Improving Effectiveness: Subject Graph Matching

VSM represents both queries and documents as term vectors, and calculates the similarity based on the inner product or cosine measure. While VSM has been excessively used in many search engines, it is reported that the model is problematic in handling documents with several topics[3]. Such documents are frequently seen on the Web these days. In contrast to VSM, our Graph-based model calculates the similarity based on Subject Graph Matching. The similarity from the Graph-based model is more correct than that from VSM, because the term-term association is adequately incorporated into the similarity calculations. Details of the weighting scheme, the matching algorithm and the evaluation results are shown in [1].

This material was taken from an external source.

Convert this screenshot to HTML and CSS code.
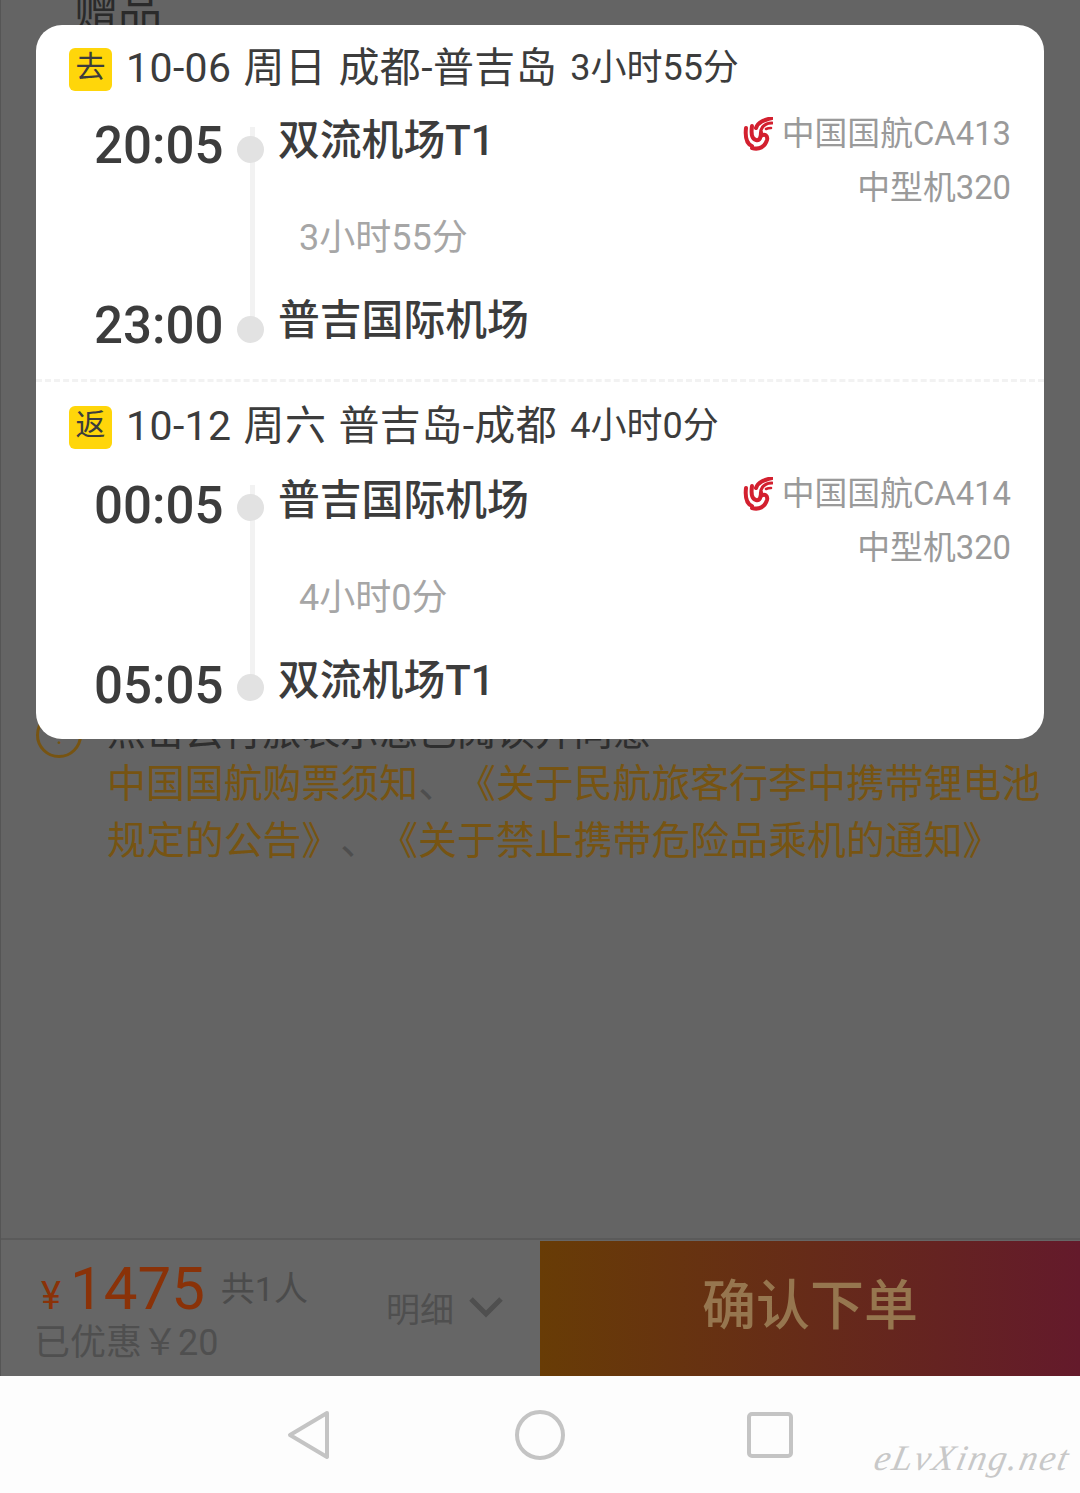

Improving Efficiency: Digest Graph for Search Result

The output of search engines is usually formatted as page titles and mechanically generated excerpts. Such representation fails to well support user in assessing relevance. Textual summaries adequately generated in response to the query would be more preferable, however this approach has not been fully established. A better display could also be achieved via graphical representation. We applied our Graph-based model for generating a graphical digest representation of a searched document. The resulting graph, called "Digest Graph" is a subgraph of the Subject Graph for the entire document. The subgraph is generated on the fly in response to the current query. A search results page from our Web search engine based on the proposed method is depicted in Figure-2. A user can intuitively and immediately understand the subject of each document from the terms and the term-term associations in the graph.

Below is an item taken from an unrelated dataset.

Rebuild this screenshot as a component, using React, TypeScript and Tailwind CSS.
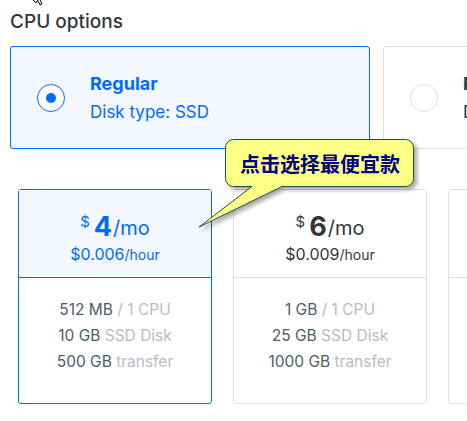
const FONT = { fontFamily: "Inter, 'Liberation Sans', sans-serif" };

type Plan = {
  price: string;
  hourly: string;
  mem: string;
  disk: string;
  transfer: string;
  active?: boolean;
};

const plans: Plan[] = [
  { price: "4", hourly: "0.006", mem: "512 MB", disk: "10 GB", transfer: "500 GB", active: true },
  { price: "6", hourly: "0.009", mem: "1 GB", disk: "25 GB", transfer: "1000 GB" },
  { price: "12", hourly: "0.018", mem: "2 GB", disk: "50 GB", transfer: "2 TB" },
];

const CpuCard = ({
  title,
  sub,
  active,
}: {
  title: string;
  sub: string;
  active?: boolean;
}) => (
  <div
    className={`flex items-center shrink-0 w-[360px] h-[103px] rounded-[3px] border ${
      active ? "border-[#0069ff] bg-[#f3f8ff]" : "border-[#dfdfdf] bg-white"
    }`}
  >
    <div
      className={`ml-[26px] shrink-0 w-[28px] h-[28px] rounded-full border flex items-center justify-center bg-white ${
        active ? "border-[#0069ff]" : "border-[#dfdfdf]"
      }`}
    >
      {active && <div className="w-[10px] h-[10px] rounded-full bg-[#0069ff]" />}
    </div>
    <div className={`ml-[25px] whitespace-nowrap ${active ? "text-[#0069ff]" : "text-[#31373d]"}`}>
      <div className="text-[18px] font-bold leading-[22px]">{title}</div>
      <div className="text-[17px] leading-[22px] mt-[6px]">{sub}</div>
    </div>
  </div>
);

const PlanCard = ({ plan }: { plan: Plan }) => (
  <div
    className={`shrink-0 w-[194px] h-[215px] rounded-[3px] border flex flex-col ${
      plan.active ? "border-[#0069ff]" : "border-[#dfdfdf]"
    }`}
  >
    <div
      className={`h-[88px] flex flex-col items-center justify-center border-b whitespace-nowrap ${
        plan.active
          ? "bg-[#f3f8ff] border-[#0069ff] text-[#0069ff]"
          : "bg-white border-[#dfdfdf] text-[#31373d]"
      }`}
    >
      <div className="flex items-start leading-none mt-[8px]">
        <span className="text-[15px] mt-[0px] mr-[4px]">$</span>
        <span className="text-[27px] font-bold leading-[26px]">{plan.price}</span>
        <span className="text-[20px] mt-[4px] ml-[1px]">/mo</span>
      </div>
      <div className="mt-[6px] leading-none">
        <span className="text-[16px]">${plan.hourly}</span>
        <span className="text-[14px]">/hour</span>
      </div>
    </div>
    <div className="flex-1 flex flex-col items-center pt-[19px] text-[15.5px] leading-[26px] text-[#4d5b69] whitespace-nowrap">
      <div>
        {plan.mem} <span className="text-[#b5bcc3]">/ 1 CPU</span>
      </div>
      <div>
        {plan.disk} <span className="text-[#b5bcc3]">SSD Disk</span>
      </div>
      <div>
        {plan.transfer} <span className="text-[#b5bcc3]">transfer</span>
      </div>
    </div>
  </div>
);

const Callout = () => (
  <div className="absolute left-[196px] top-[136px] w-[224px] h-[96px] pointer-events-none">
    <svg width="224" height="96" viewBox="0 0 224 96" className="absolute inset-0 overflow-visible">
      <defs>
        <filter id="sh" x="-10%" y="-10%" width="130%" height="140%">
          <feDropShadow dx="3" dy="3" stdDeviation="2" floodColor="#000" floodOpacity="0.35" />
        </filter>
      </defs>
      <path
        d="M37.5 3.5 H209.5 a8 8 0 0 1 8 8 V42.5 a8 8 0 0 1 -8 8 H86 L3 91 L56 50.5 H37.5 a8 8 0 0 1 -8 -8 V11.5 a8 8 0 0 1 8 -8 Z"
        fill="#ffff88"
        stroke="#1f4f3f"
        strokeWidth="1"
        filter="url(#sh)"
      />
    </svg>
    <div
      className="absolute left-[30px] top-[15px] w-[188px] text-center text-[20px] leading-[26px] font-bold text-[#000080]"
      style={{ fontFamily: "'Noto Sans CJK SC', sans-serif" }}
    >
      点击选择最便宜款
    </div>
  </div>
);

// tail end of the mouse cursor peeking in at the top
const CursorTip = () => (
  <svg width="12" height="6" viewBox="0 0 12 6" className="absolute left-[32px] top-0">
    <path d="M1 0 L4 3 L6 0 M6 1 L8 5 L10 4 L8 0" fill="#fff" stroke="#000" strokeWidth="1" />
  </svg>
);

export default function App() {
  return (
    <div className="relative w-[467px] h-[421px] overflow-hidden bg-white" style={FONT}>
      <div className="pl-[10px] pt-[9px]">
        <h2 className="text-[19px] leading-[26px] text-[#31373d] font-medium">CPU options</h2>
        <div className="flex gap-[13px] mt-[11px]">
          <CpuCard title="Regular" sub="Disk type: SSD" active />
          <CpuCard title="Premium Intel" sub="Disk type: NVMe SSD" />
        </div>
        <div className="flex gap-[21px] mt-[40px] ml-[8px]">
          {plans.map((p) => (
            <PlanCard key={p.price} plan={p} />
          ))}
        </div>
      </div>
      <Callout />
      <CursorTip />
    </div>
  );
}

Figure-2: A Search Results page with Digest Graphs

Conclusions and Future works

In this paper, we showed that our Graph-based text representation model could improve the effectiveness of Web search by Subject Graph Matching. This model also improves the efficiency of Web search by providing Digest Graphs to the user; the graphs are generated on the fly in response to the user query. The Digest Graph can be further utilized for relevance feedback by extracting feedback terms from it. To further enhance the performance of the model, a scheme to assign weights to terms and term-term associations is crucially important, and will be investigated.

References

  1. Junji Tomita and Hiroshi Takeno(1998), Proposal for a new IR system using subject graph and word's weighting by the relation (in Japanese), IPSJ-SIGFI, 52, 3, pp. 17-24
  2. G. Salton and A. Wong and C. S. Yang(1975), A Vector Space Model for Automatic Indexing, Communications of the ACM, Vol. 18, pp. 613-620.
  3. Hearst, M. A. and Plaunt, C.(1993), Sub-topic Structuring for Full-Length Document Access, Proceedings of ACM-SIGIR'93, pp. 59-68.